One can’t help but admire the dedication, athletic beauty and technical skill of classical ballet and modern dancers. But to look for dance performances that contain any kind of real meaning will take you a long time. Classical ballet seems to have improbable sappy romance as its focus, and most modern dance takes abstraction to literally mind-numbing levels.

So it was hugely satisfying to attend a recent performance in Toronto of the Royal Winnipeg Ballet (RWB) entitled “Going Home Star – Truth and Reconciliation.” The dance is based on a story by the renowned Indigenous author Joseph Boyden about First Nations people building on their traditional strength to recover from the ravages of residential schools.

You knew you were in for something culturally different the minute you walked into the Sony Centre and saw a sign in one corner of the building with the text “Elders Corner.” The dance was introduced by the Northern Cree Singers from Manitoba. The musical score was phenomenal and featured award-winning Inuk throat-singer Tanya Tagaq. Cree activist and former MP Tina Keeper, an Honourary Witness at the Truth and Reconciliation Commission hearings, is the associate producer.

Justice Murray Sinclair, Chair of the Truth and Reconciliation Commission of Canada, states in the program notes, “Works of art such as this are so instrumental to breathing life into difficult and complex subjects. I commend the Royal Winnipeg Ballet’s courageous and beautiful interpretation of the Commission’s Work.”

The story begins with a First Nations woman, Annie, who lives in a big city, running a hair salon and, while enjoying an active social life, begins to feel alienated from the whole scene. During a subway commute, she meets Gordon, a homeless First Nations man taken into residential school and now surviving on the streets, and acting as the traditional “trickster” in the story. Through visions, they witness the abuse of two children in a residential school, Niska and Charlie, at the hands of clergymen running the school. Annie and Gordon easily mock the incompetence of Turtle Island’s early European explorers, people who depended for their lives on the generosity and knowledge of First Nations, but who came to exploit their indigenous hosts.
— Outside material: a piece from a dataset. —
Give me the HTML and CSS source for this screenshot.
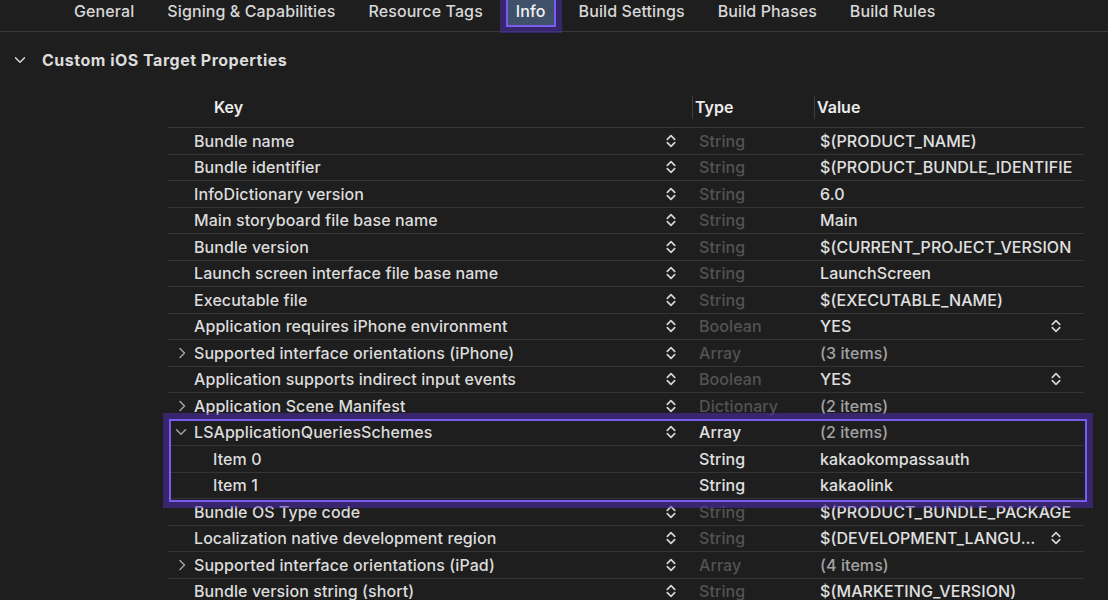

Eventually, Gordon follows Annie’s lead and decides to burn the residential school “reliquary” (a small replica of a school).

The core message is that reconciliation begins with the truth, one hidden from most Canadians by successive governments and church bodies to deny the numerous attempts to eliminate or assimilate Indigenous peoples.
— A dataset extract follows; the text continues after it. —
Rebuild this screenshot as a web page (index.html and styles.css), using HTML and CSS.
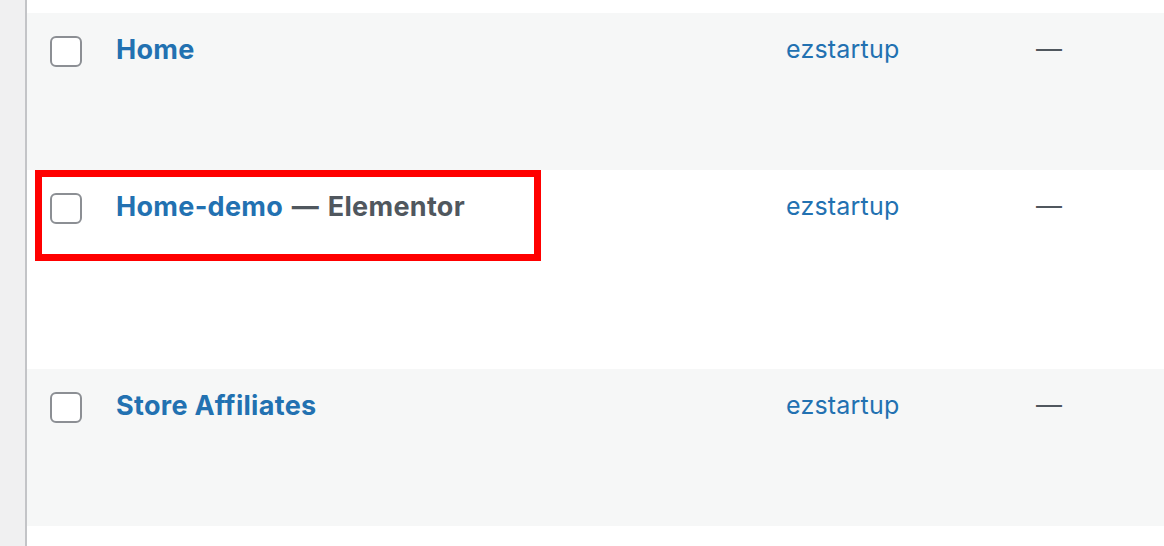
FILE: index.html
```html
<!DOCTYPE html>
<html>
<head>
<meta charset="utf-8">
<link rel="stylesheet" href="styles.css">
</head>
<body>
<div class="page">
  <div class="sidebar"></div>
  <div class="content">
    <div class="list">
      <div class="row alt">
        <div class="cb-cell"><span class="cb"></span></div>
        <div class="title-cell"><a class="title">Home</a></div>
        <div class="author-cell"><a class="author">ezstartup</a></div>
        <div class="dash-cell">—</div>
      </div>
      <div class="row tall">
        <div class="cb-cell"><span class="cb"></span></div>
        <div class="title-cell"><a class="title">Home-demo</a><span class="state"> — Elementor</span></div>
        <div class="author-cell"><a class="author">ezstartup</a></div>
        <div class="dash-cell">—</div>
      </div>
      <div class="row alt">
        <div class="cb-cell"><span class="cb"></span></div>
        <div class="title-cell"><a class="title">Store Affiliates</a></div>
        <div class="author-cell"><a class="author">ezstartup</a></div>
        <div class="dash-cell">—</div>
      </div>
    </div>
    <div class="highlight"></div>
  </div>
</div>
</body>
</html>
```
FILE: styles.css
```css
html, body {
  margin: 0;
  padding: 0;
  background: #ffffff;
  font-family: Inter, "Liberation Sans", sans-serif;
}
.page {
  display: flex;
  width: 1164px;
  height: 546px;
  overflow: hidden;
}
.sidebar {
  width: 25px;
  flex: none;
  background: #f0f0f1;
  border-right: 2px solid #c3c4c7;
}
.content {
  position: relative;
  flex: 1;
  padding-top: 13px;
}
.list {
  display: flex;
  flex-direction: column;
}
.row {
  display: flex;
  align-items: flex-start;
  height: 157px;
  background: #ffffff;
}
.row.alt {
  background: #f6f7f7;
}
.row.tall {
  height: 199px;
}
.cb-cell {
  width: 89px;
  flex: none;
  padding-top: 23px;
  display: flex;
  justify-content: flex-start;
}
.cb {
  display: block;
  margin-left: 23px;
  width: 28px;
  height: 27px;
  border: 2px solid #8c8f94;
  border-radius: 6px;
  background: #ffffff;
}
.title-cell {
  width: 670px;
  flex: none;
  padding-top: 22px;
  font-size: 27px;
  font-weight: 700;
  letter-spacing: 0.3px;
  line-height: 30px;
  color: #50575e;
}
.title {
  color: #2271b1;
}
.state {
  color: #50575e;
  word-spacing: 2px;
}
.author-cell {
  width: 250px;
  flex: none;
  padding-top: 22px;
  font-size: 25px;
  letter-spacing: 0.2px;
  line-height: 28px;
}
.author {
  color: #2271b1;
}
.dash-cell {
  padding-top: 22px;
  font-size: 26px;
  line-height: 28px;
  color: #50575e;
}
.highlight {
  position: absolute;
  left: 8px;
  top: 170px;
  width: 492px;
  height: 77px;
  border: 7px solid #ff0000;
}
```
The dance has not been without controversy, however, since there are no Indigenous dancers in the performance. In fact there are no First Nations dancers in the RWB. Quoted in the Globe & Mail, Keeper states “The RWB was totally committed to this project in the true sense of reconciliation. We knew from the beginning that we didn’t want to do fusion. We wanted to make a ballet…The question was: How do we find a way to tell a native story while sticking strictly to the ballet form? It was a really fulsome experience.”

The lack of Indigenous dancers is largely a result of the lack of access to and affordability of training, not to mention cultural differences. Dance companies have some bursaries and other supports but participation by Indigenous peoples remains an issue. There are notable exceptions: Maria Tallchief was the first major American prima ballerina and George Balanchine’s first muse—a dancer who was also member of the Osage Nation.

That important question aside, the dance is really worth seeing. The RWB is on tour with upcoming performances throughout western Canada in March and April. See rwb.org.